A Multitude of Moons
Numerous natural satellites of the planets are bigger than Pluto and Mercury - so they're not always just lumps of rock. This page is dedicated to the more interesting discoveries about the moons in the solar system, with direct links to sites with more information about them.
The Moon:Deserving a special mention, the Earth's sole companion is a magnificent site in the sky - both during the day and night (depending on where it is in its orbit). It is on the Moon where part of humankind's future lies.
Phobos:Thought for years just to be an 'ordinary' captured asteroid,in September 1998 the Mars Global Surveyor showed the surface of this small body to have been pounded by eons of meteroid impacts. Measurements show that the surface is compsed largely of finely ground powder at least a metre thick.
Temperature measurements of the day and night sides show extreme variations: the sunlit side rivalling a winter day in London (-4°C), while a few kilometers away, on the dark side, the climate is more harsh than a night in Antarctica (-112°C).

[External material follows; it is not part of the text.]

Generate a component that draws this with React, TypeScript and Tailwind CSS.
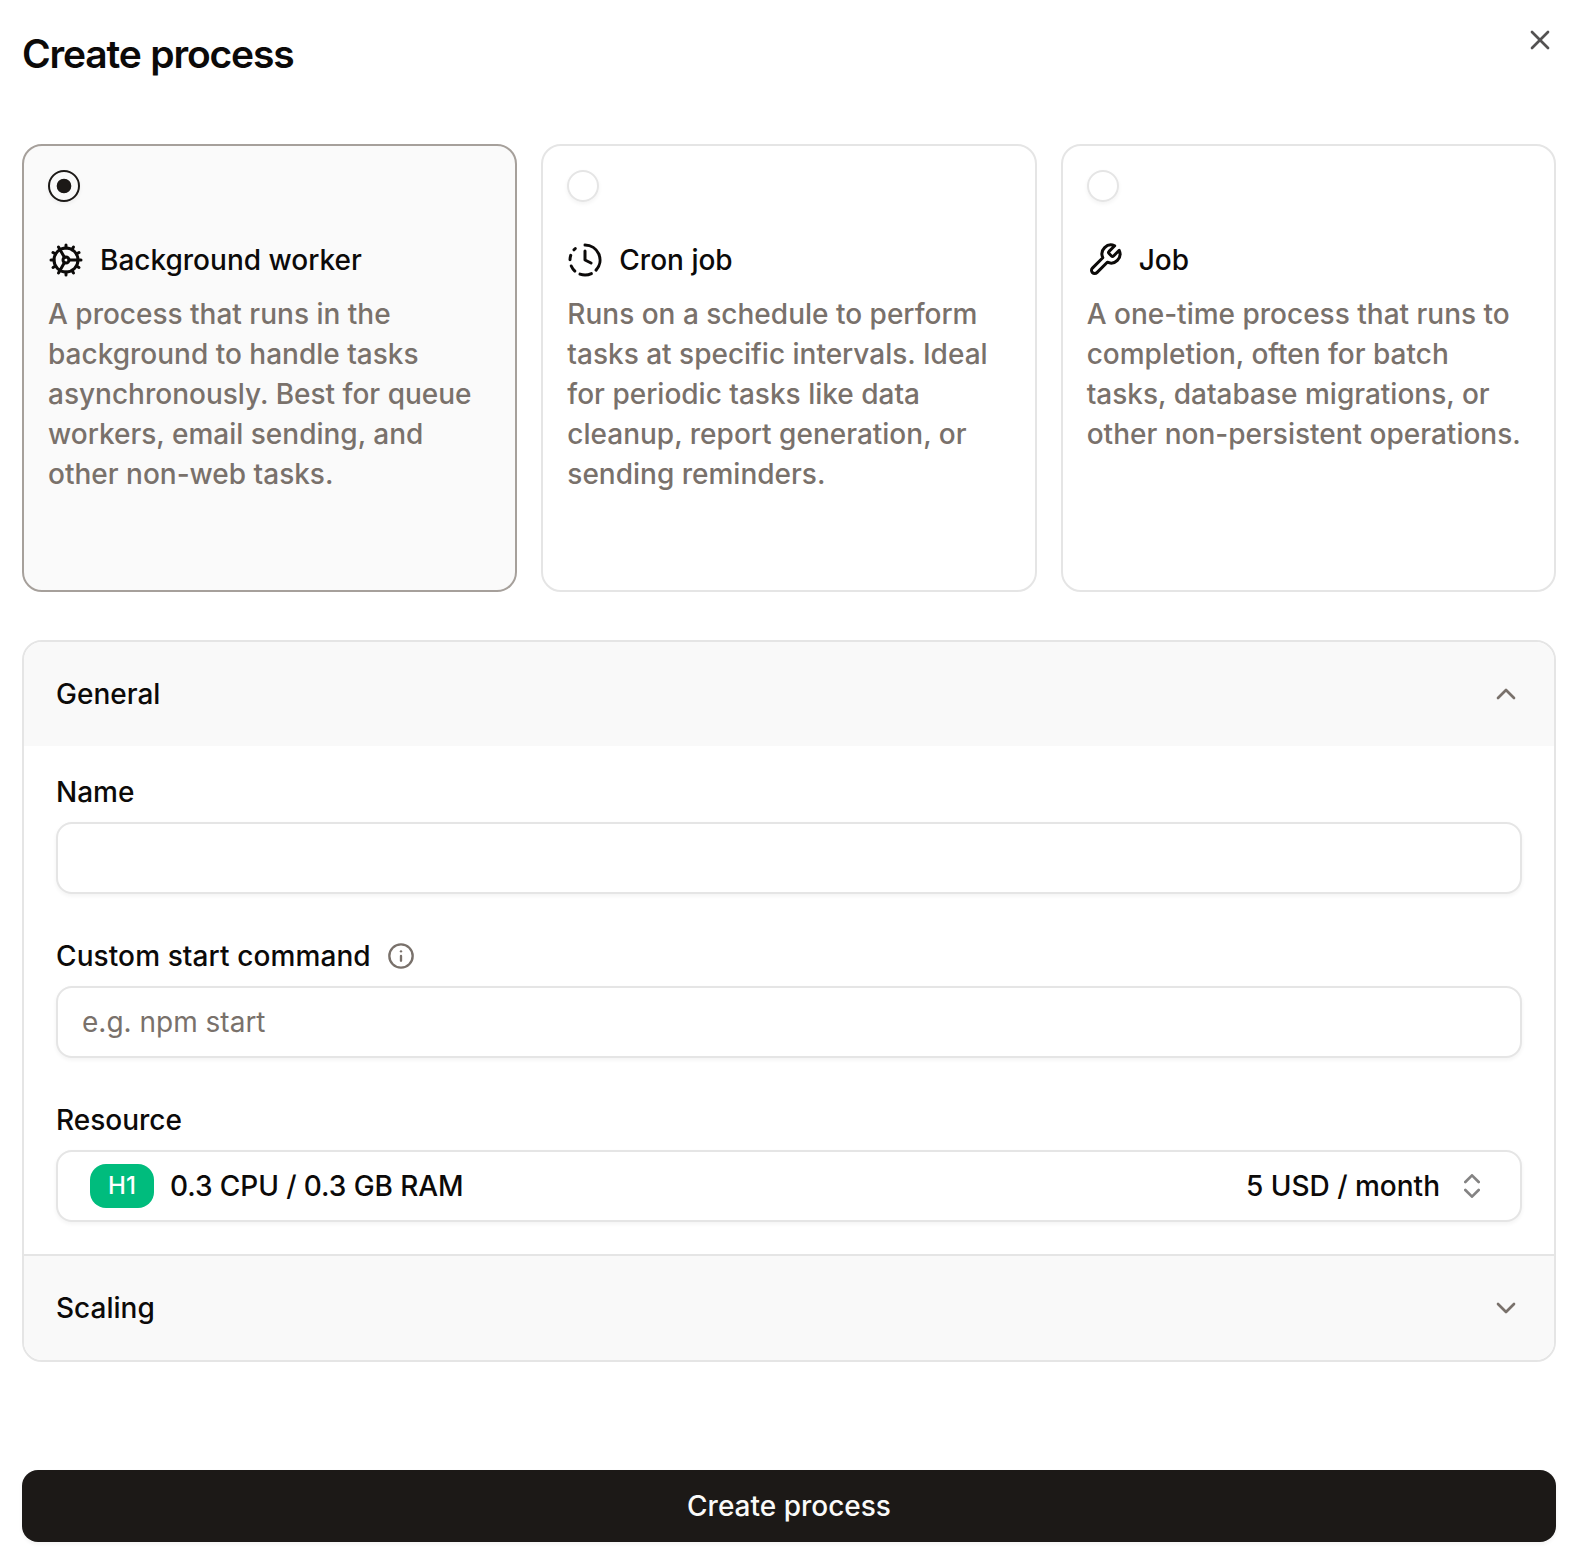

Phobos rotates every 7 hours, and such extreme heat loss can only be explained by a thick dust layer.
Deimos:Deimos is the smallest of Mars' moons, orbiting at about the same rate that Mars rotates.

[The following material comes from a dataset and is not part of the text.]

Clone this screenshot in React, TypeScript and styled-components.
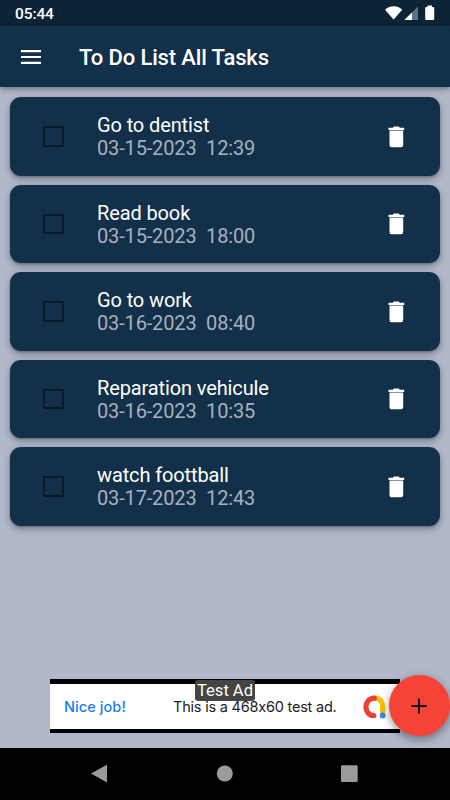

Callisto:Until October 1998, most scientists thought Jupiter's moon Callisto was dead and boring, an unchanging piece of rock and ice. Data reported in Nature could change all that. It appears that Callisto, like another of Jupiter's moons Europa, may have an underground liquid ocean and at least some of the basic ingredients for life.
Ganymede:If it orbited the Sun on its own then it would undoubtedly be a planet. Ganymede, the largest moon in the solar system, has a diameter of 5,260 km, is larger than the planets Mercury and Pluto and just over three quarters the size of Mars.
Ganymede's craters are remarkably smooth. They seem to have become flattened as the moon's icy surface slowly relaxes. Its surface shows a mixture of old, dark, cratered terrain and lighter, younger, regions streaked with grooves and ridges.
Another moon of Jupiter, Europa, has captured most of the attention in recent years. This is because of the possibility of an ocean beneath its frozen surface.
Io:The only body other than the Earth known to have active volcanoes. Io is hell.
The image right shows Io in front of Jupiter as well as its shadow cast onto the clouds by the Sun's light. Click the image for a larger version.
Titan:Titan is larger than Mercury, and may be the only body in the solar system, other than Earth, that may have oceans and rainfall on its surface, albeit oceans and rain of ethane-methane rather than water. The movie on the right was made (using Intergif) from H.S.T. images. Click for a larger movie (80K), or for original images - (42K).
Titan will be observed directly in 2004 when the Cassini probe launches Huygens to land on its surface! There will be enough battery power for up to 30 minutes' data collection. For more information, visit the UK Cassini-Huygens homepage.
Cassini will spend four years in orbit around Saturn. The plan allows for 44 close flybys of Titan, a prime target for the Cassini/Huygens mission.
Each flyby of Titan will allow Cassini's to closely study its atmosphere, interior, surface and interactions with Saturn's magnetic field. The Titan radar mapper, will use RADAR to "see" through Titan's opaque, brown-orange atmosphere.